Three keys to get unstuck and change your habits

Easier said than done, right?

Are you feeling frustrated or disappointed because you’re not making great progress towards changing your habits and lifestyle?

It could be to eat healthier, stop unhealthy snacking, exercise consistently, or to maintain a healthy balance between work and family life, the list is practically never-ending.

You know what needs to change and you’ve started to put it into action, but you just can’t seem to stick to it and push through till you reach your goal.

When you’re also constantly feeling self-conscious, unhappy, anxious, or in pain, it’s just human to get overwhelmed or discouraged. You might start doubting yourself and eventually even feel like your goal is unattainable or just too big.

I see a lot of talk about manifesting, meditation, and mindset.

Although these tools and strategies certainly have their place and can be extremely powerful when used in the right circumstances, they are often not all that’s needed if you truly want to create a healthy life.

But, there is good news! You might just be missing some foundational pieces on your journey.

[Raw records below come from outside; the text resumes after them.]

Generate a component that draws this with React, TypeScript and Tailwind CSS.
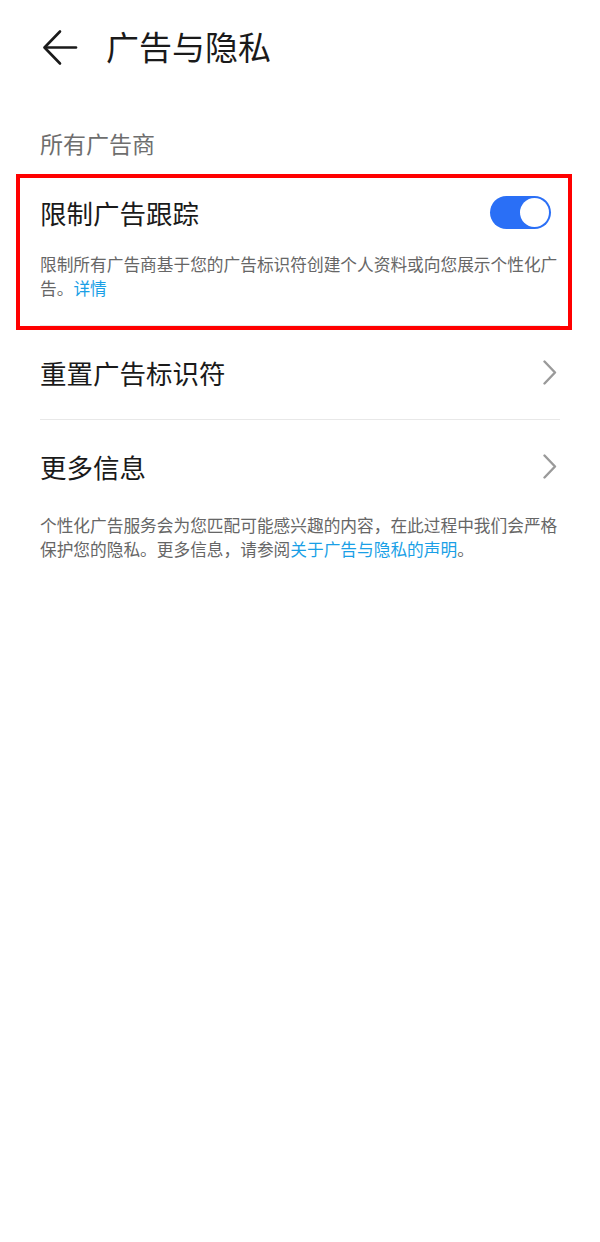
import React from "react";

const font = { fontFamily: '"Noto Sans CJK SC", "Noto Sans", sans-serif' };

function Chevron() {
  return (
    <svg width="16" height="26" viewBox="0 0 16 26" fill="none" className="shrink-0 mr-[2px]">
      <path d="M2.5 1.5 L13 12.5 L2.5 23.5" stroke="#9a9a9a" strokeWidth="2.4" strokeLinecap="round" strokeLinejoin="round" />
    </svg>
  );
}

export default function App() {
  return (
    <div className="w-[600px] h-[1242px] bg-white" style={font}>
      {/* header */}
      <div className="h-[94px] flex items-center">
        <svg width="40" height="40" viewBox="0 0 40 40" fill="none" className="ml-[40px]">
          <path d="M36 20.5 H5" stroke="#1a1a1a" strokeWidth="2.6" strokeLinecap="round" />
          <path d="M20 4.5 L4.5 20.5 L20 36.5" stroke="#1a1a1a" strokeWidth="2.6" strokeLinecap="round" strokeLinejoin="round" />
        </svg>
        <div className="ml-[26px] text-[33px] leading-[40px] text-[#1a1a1a] mt-[-2px]">广告与隐私</div>
      </div>

      {/* section label */}
      <div className="mt-[34px] ml-[40px] text-[23px] leading-[30px] text-[#6e6e6e]">所有广告商</div>

      {/* highlighted row */}
      <div className="mt-[16px] ml-[16px] w-[556px] border-4 border-[#ff0000] pl-[20px] pr-[8px]">
        <div className="pt-[18px] pb-[25px] border-b border-[#e8e8e8]">
          <div className="flex items-center justify-between h-[34px]">
            <div className="text-[26.5px] leading-[34px] text-[#1a1a1a]">限制广告跟踪</div>
            <div className="relative w-[61px] h-[33px] rounded-full bg-[#2a6ff6] mr-[9px] mt-[-2px]">
              <div className="absolute top-[2px] right-[2px] w-[29px] h-[29px] rounded-full bg-white" />
            </div>
          </div>
          <div className="mt-[22px] text-[16.7px] leading-[24px] text-[#666666]">
            限制所有广告商基于您的广告标识符创建个人资料或向您展示个性化广<br />告。<span className="text-[#1a9fe6]">详情</span>
          </div>
        </div>
      </div>

      {/* rows */}
      <div className="mx-[40px]">
        <div className="h-[90px] flex items-center justify-between border-b border-[#e8e8e8] pb-[3px]">
          <div className="text-[26.5px] leading-[34px] text-[#1a1a1a]">重置广告标识符</div>
          <Chevron />
        </div>
        <div className="h-[93px] flex items-center justify-between">
          <div className="text-[26.5px] leading-[34px] text-[#1a1a1a]">更多信息</div>
          <Chevron />
        </div>
        <div className="text-[16.7px] leading-[24px] text-[#666666]">
          个性化广告服务会为您匹配可能感兴趣的内容，在此过程中我们会严格<br />保护您的隐私。更多信息，请参阅<span className="text-[#1a9fe6]">关于广告与隐私的声明</span>。
        </div>
      </div>
    </div>
  );
}
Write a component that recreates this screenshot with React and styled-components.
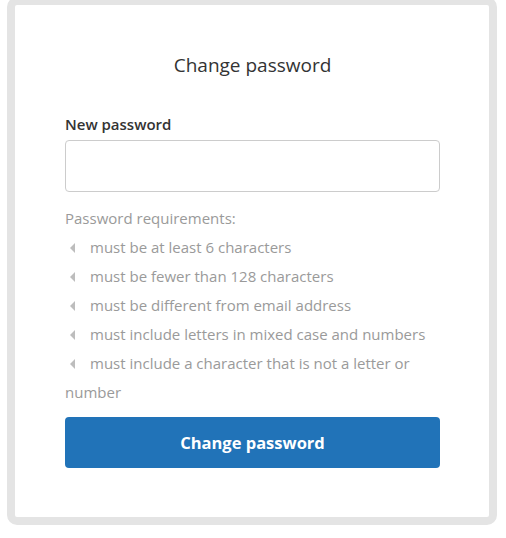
import React from 'react'
import styled, { createGlobalStyle } from 'styled-components'

const GlobalStyle = createGlobalStyle`
  body {
    margin: 0;
    background: #fff;
    font-family: "Open Sans", "Liberation Sans", sans-serif;
  }
`

const Page = styled.div`
  padding: 0 9px 13px 7px;
  margin-top: -3px;
`

const Card = styled.div`
  border: 8px solid #e4e4e4;
  border-radius: 10px;
  background: #fff;
  padding: 46px 49px 49px 50px;
`

const Title = styled.h1`
  margin: 0 0 35px;
  text-align: center;
  font-size: 19px;
  font-weight: 400;
  color: #333;
  line-height: 28px;
`

const Label = styled.label`
  display: block;
  font-size: 15px;
  font-weight: 600;
  color: #333;
  line-height: 20px;
  margin-bottom: 6px;
`

const Input = styled.input`
  display: block;
  box-sizing: border-box;
  width: 100%;
  height: 52px;
  border: 1px solid #ccc;
  border-radius: 4px;
  outline: none;
  font-family: inherit;
  font-size: 15px;
  padding: 0 12px;
`

const Requirements = styled.div`
  margin-top: 12px;
  font-size: 15px;
  color: #9a9a9a;
  line-height: 29px;
`

const List = styled.ul`
  margin: 0;
  padding: 0;
  list-style: none;
`

const Item = styled.li`
  &::before {
    content: '';
    display: inline-block;
    width: 0;
    height: 0;
    margin: 0 15px 0 5px;
    border-top: 5px solid transparent;
    border-bottom: 5px solid transparent;
    border-right: 5px solid #bdbdbd;
    vertical-align: 0;
  }
`

const Button = styled.button`
  display: block;
  width: 100%;
  height: 51px;
  margin-top: 10px;
  border: none;
  border-radius: 4px;
  background: #2173b8;
  color: #fff;
  font-family: inherit;
  font-size: 16.5px;
  font-weight: 700;
  cursor: pointer;
`

const rules = [
  'must be at least 6 characters',
  'must be fewer than 128 characters',
  'must be different from email address',
  'must include letters in mixed case and numbers',
  'must include a character that is not a letter or number'
]

export default function App() {
  return (
    <Page>
      <GlobalStyle />
      <Card>
        <Title>Change password</Title>
        <Label htmlFor="new-password">New password</Label>
        <Input id="new-password" type="password" />
        <Requirements>
          Password requirements:
          <List>
            {rules.map(rule => (
              <Item key={rule}>{rule}</Item>
            ))}
          </List>
        </Requirements>
        <Button>Change password</Button>
      </Card>
    </Page>
  )
}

These are some basic but vital keys to changing your habits:

The behavior that you want to install as a habit, or the old habit that you want to reduce or remove

You need to be specific, make sure you know exactly what you are trying to change.

Some experts suggest that it takes a very long time to get rid of a bad habit if we’ve had it for longer than a few months, as it is has become so ingrained and would usually be automatic and subconscious (they start without us having to make a decision or sometimes even being aware of them).

In this case, it is usually very effective to replace the current habit with a new one, at every opportunity possible. For example, if you tend to smoke when stressed, rather decide on another healthier coping strategy which you can use in its place, such as listening to relaxing music, writing in your journal or blog, or going for a jog.

The situation that will act as a cue for the behavior

You need to be clear about the cue that will set off the new behavior. The cue may be an environmental one, a physical one, visual or even auditory; just make sure that it is consistent and will always be relevant to the behavior.

You need to practice the new behavior at every opportunity where it is relevant. For example, if you want to do a workout consistently, decide how frequent you want to do so and what will serve as the signal or cue, which could be the start or end of your morning routine (just before or after breakfast) or the end of your workday right before or after going home.

The cue is also important when trying to get rid of a bad habit. For example, if your goal is to stop snacking then you need to think about every situation where you feel really tempted to snack, and ensure you have another way of coping that is healthier, ensure the snacks are out of reach and you have something healthy to sip on instead or reduce the cues that are tempting you to snack.

So if the cue is stress, then start putting strategies in place that will help you to reduce stress and overwhelm at those times of the day or night.

Opportunity for repetition

It can take a long time for your new behavior or lifestyle change to become so ingrained that it can truly be called a habit, there is no definite timeline, it could be between 21 days until as long as 6 months.

If you only try something for a month, then stop doing it for a few days while on vacation or taking a sick break, it will probably feel challenging or uncomfortable once you start up again. You need to give your brain and body time to adjust to this change and let it become ingrained in your neural pathways.

So practice the new behavior as often as possible and be patient with yourself during the long habit creation process.